WHAT NEEDS TO BE DONE:
From the listing, collect all lines containing the word "React".

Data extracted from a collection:
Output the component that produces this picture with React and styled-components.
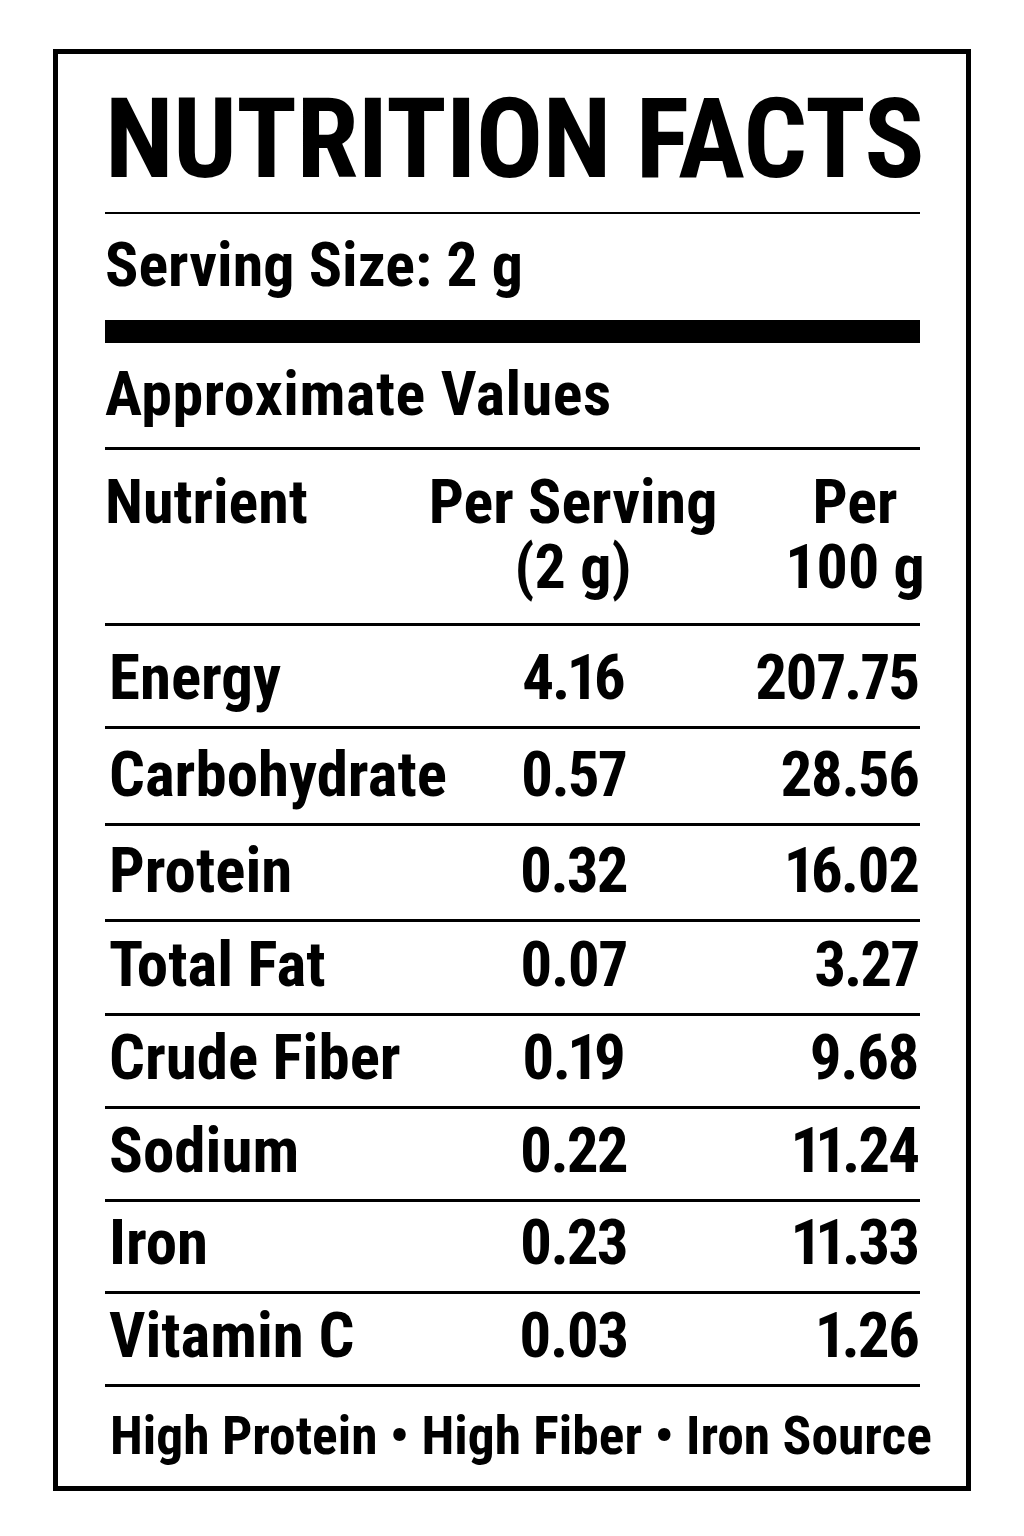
import React from "react";
import styled, { createGlobalStyle } from "styled-components";

const GlobalStyle = createGlobalStyle`
  html, body {
    margin: 0;
    padding: 0;
    background: #ffffff;
  }
  body {
    font-family: Roboto, "Liberation Sans", sans-serif;
    font-stretch: 75%;
    color: #000;
  }
`;

const Page = styled.div`
  padding: 49px 0 0 53px;
`;

const Label = styled.div`
  box-sizing: border-box;
  width: 918px;
  height: 1442px;
  border: 5px solid #000;
  padding: 29px 46px 0 47px;
  font-weight: 700;
`;

const Title = styled.h1`
  margin: 0;
  font-size: 112px;
  line-height: 112px;
  font-weight: 700;
  letter-spacing: -0.6px;
  white-space: nowrap;
`;

const Rule = styled.div`
  height: ${(p) => p.$size || 3}px;
  background: #000;
  margin-top: ${(p) => p.$gap || 0}px;
`;

const Line = styled.div`
  font-size: 62px;
  line-height: 62px;
  letter-spacing: ${(p) => p.$spacing || 0}px;
  margin-top: ${(p) => p.$gap || 0}px;
  white-space: nowrap;
`;

const HeadRow = styled.div`
  display: grid;
  grid-template-columns: 325px 286px 1fr;
  margin-top: 19px;
  font-size: 62px;
  line-height: 65px;
  height: 130px;
`;

const justify = { left: "flex-start", center: "center", right: "flex-end" };

const Cell = styled.div`
  display: flex;
  justify-content: ${(p) => justify[p.$align || "left"]};
  white-space: nowrap;
  ${(p) =>
    p.$num &&
    `
    letter-spacing: -2px;
    font-variant-numeric: proportional-nums;
  `}
  ${(p) =>
    p.$last &&
    `
    justify-self: end;
    width: 126px;
    margin-right: 2px;
  `}
`;

const HeadCell = styled(Cell)`
  flex-direction: column;
  align-items: ${(p) => (p.$align === "center" ? "center" : "flex-start")};
`;

const Row = styled.div`
  display: grid;
  grid-template-columns: 321px 286px 1fr;
  align-items: end;
  box-sizing: content-box;
  height: ${(p) => p.$h}px;
  padding-left: 4px;
  border-bottom: 3px solid #000;
  font-size: 63px;
  line-height: 62px;
  & > div {
    padding-bottom: 17px;
  }
`;

const Footer = styled.div`
  margin-top: 23px;
  padding-left: 5px;
  font-size: 53.5px;
  line-height: 52px;
  white-space: nowrap;
`;

const rows = [
  { name: "Energy", serv: "4.16", per: "207.75", h: 100 },
  { name: "Carbohydrate", serv: "0.57", per: "28.56", h: 94 },
  { name: "Protein", serv: "0.32", per: "16.02", h: 93 },
  { name: "Total Fat", serv: "0.07", per: "3.27", h: 91 },
  { name: "Crude Fiber", serv: "0.19", per: "9.68", h: 90 },
  { name: "Sodium", serv: "0.22", per: "11.24", h: 90 },
  { name: "Iron", serv: "0.23", per: "11.33", h: 89 },
  { name: "Vitamin C", serv: "0.03", per: "1.26", h: 90 },
];

const App = () => {
  return (
    <Page>
      <GlobalStyle />
      <Label>
        <Title>NUTRITION FACTS</Title>
        <Rule $size={2} $gap={17} />
        <Line $gap={20}>Serving Size: 2 g</Line>
        <Rule $size={23} $gap={24} />
        <Line $gap={20} $spacing={0.6}>
          Approximate Values
        </Line>
        <Rule $gap={22} />
        <HeadRow>
          <HeadCell>
            <span>Nutrient</span>
          </HeadCell>
          <HeadCell $align="center">
            <span>Per Serving</span>
            <span>(2 g)</span>
          </HeadCell>
          <HeadCell $align="center" $last>
            <span>Per</span>
            <span>100 g</span>
          </HeadCell>
        </HeadRow>
        <Rule $gap={24} />
        {rows.map((r) => (
          <Row key={r.name} $h={r.h}>
            <Cell>{r.name}</Cell>
            <Cell $align="center" $num>
              {r.serv}
            </Cell>
            <Cell $align="right" $num $last>
              {r.per}
            </Cell>
          </Row>
        ))}
        <Footer>High Protein • High Fiber • Iron Source</Footer>
      </Label>
    </Page>
  );
};

export default App;
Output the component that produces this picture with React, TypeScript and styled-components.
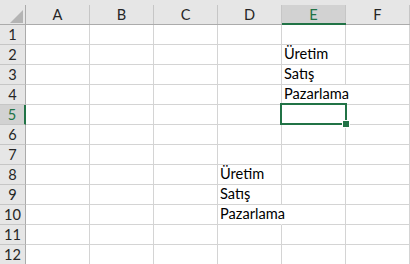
import styled, { createGlobalStyle } from 'styled-components'

const GlobalStyle = createGlobalStyle`
  html, body {
    margin: 0;
    padding: 0;
    background: #ffffff;
    overflow: hidden;
  }
  body {
    font-family: Lato, "Liberation Sans", sans-serif;
  }
`

const columns = ['A', 'B', 'C', 'D', 'E', 'F']
const rows = [1, 2, 3, 4, 5, 6, 7, 8, 9, 10, 11, 12]

// cell contents, keyed by address
const values: Record<string, string> = {
  E2: 'Üretim',
  E3: 'Satış',
  E4: 'Pazarlama',
  D8: 'Üretim',
  D9: 'Satış',
  D10: 'Pazarlama',
}

// cells whose text runs over the right gridline
const spills = ['E4', 'D10']

const activeCol = 'E'
const activeRow = 5

const App: React.FC = () => {
  return (
    <>
      <GlobalStyle />
      <Sheet>
        <HeaderCell>
          <Corner>
            <CornerTriangle />
          </Corner>
        </HeaderCell>
        {columns.map((col) => (
          <HeaderCell key={col} $active={col === activeCol}>
            <ColumnLabel $active={col === activeCol}>{col}</ColumnLabel>
          </HeaderCell>
        ))}
        {rows.map((row) => (
          <Row key={row} row={row} />
        ))}
      </Sheet>
    </>
  )
}

const Row: React.FC<{ row: number }> = ({ row }) => {
  return (
    <>
      <RowHeader $active={row === activeRow}>{row}</RowHeader>
      {columns.map((col) => {
        const address = `${col}${row}`
        const isActive = col === activeCol && row === activeRow
        return (
          <Cell key={address} $spill={spills.includes(address)} $active={isActive}>
            {values[address]}
            {isActive && (
              <Selection>
                <FillHandle />
              </Selection>
            )}
          </Cell>
        )
      })}
    </>
  )
}

export default App

const Sheet = styled.div`
  display: grid;
  grid-template-columns: 26px repeat(6, 64px);
  grid-template-rows: 25px repeat(12, 20px);
  width: 410px;
  height: 264px;
  overflow: hidden;
  color: #000000;
  font-size: 14.6px;
`

const HeaderCell = styled.div<{ $active?: boolean }>`
  box-sizing: border-box;
  padding-top: 5px;
  background: #e6e6e6;
  border-bottom: ${(p) => (p.$active ? '2px solid #217346' : '1px solid #ababab')};
`

const Corner = styled.div`
  position: relative;
  box-sizing: border-box;
  height: 100%;
  border-right: 1px solid #ababab;
`

const CornerTriangle = styled.div`
  position: absolute;
  right: 2px;
  bottom: 1px;
  width: 0;
  height: 0;
  border-left: 13px solid transparent;
  border-bottom: 13px solid #b4b4b4;
`

const ColumnLabel = styled.div<{ $active?: boolean }>`
  box-sizing: border-box;
  display: flex;
  align-items: center;
  justify-content: center;
  height: 100%;
  border-right: 1px solid #c6c6c6;
  background: ${(p) => (p.$active ? '#d2d2d2' : 'transparent')};
  color: ${(p) => (p.$active ? '#217346' : '#262626')};
`

const RowHeader = styled.div<{ $active?: boolean }>`
  box-sizing: border-box;
  display: flex;
  align-items: center;
  justify-content: center;
  background: ${(p) => (p.$active ? '#d2d2d2' : '#e6e6e6')};
  border-right: ${(p) => (p.$active ? '2px solid #217346' : '1px solid #ababab')};
  border-bottom: 1px solid #c6c6c6;
  color: ${(p) => (p.$active ? '#217346' : '#262626')};
`

const Cell = styled.div<{ $spill?: boolean; $active?: boolean }>`
  position: relative;
  box-sizing: border-box;
  display: flex;
  align-items: flex-end;
  padding: 0 2px 1px;
  border-right: 1px solid ${(p) => (p.$spill ? 'transparent' : '#d4d4d4')};
  border-bottom: 1px solid #d4d4d4;
  white-space: nowrap;
  line-height: 18px;
  z-index: ${(p) => (p.$active ? 3 : p.$spill ? 1 : 'auto')};
`

const Selection = styled.div`
  position: absolute;
  left: -2px;
  top: -2px;
  width: 67px;
  height: 22px;
  box-sizing: border-box;
  border: 2px solid #217346;
`

const FillHandle = styled.div`
  position: absolute;
  right: -5px;
  bottom: -5px;
  width: 6px;
  height: 6px;
  background: #217346;
  border: 1px solid #ffffff;
`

THE COMPLETED TASK:
Output the component that produces this picture with React and styled-components.
import React from "react";
Output the component that produces this picture with React, TypeScript and styled-components.
const App: React.FC = () => {
const Row: React.FC<{ row: number }> = ({ row }) => {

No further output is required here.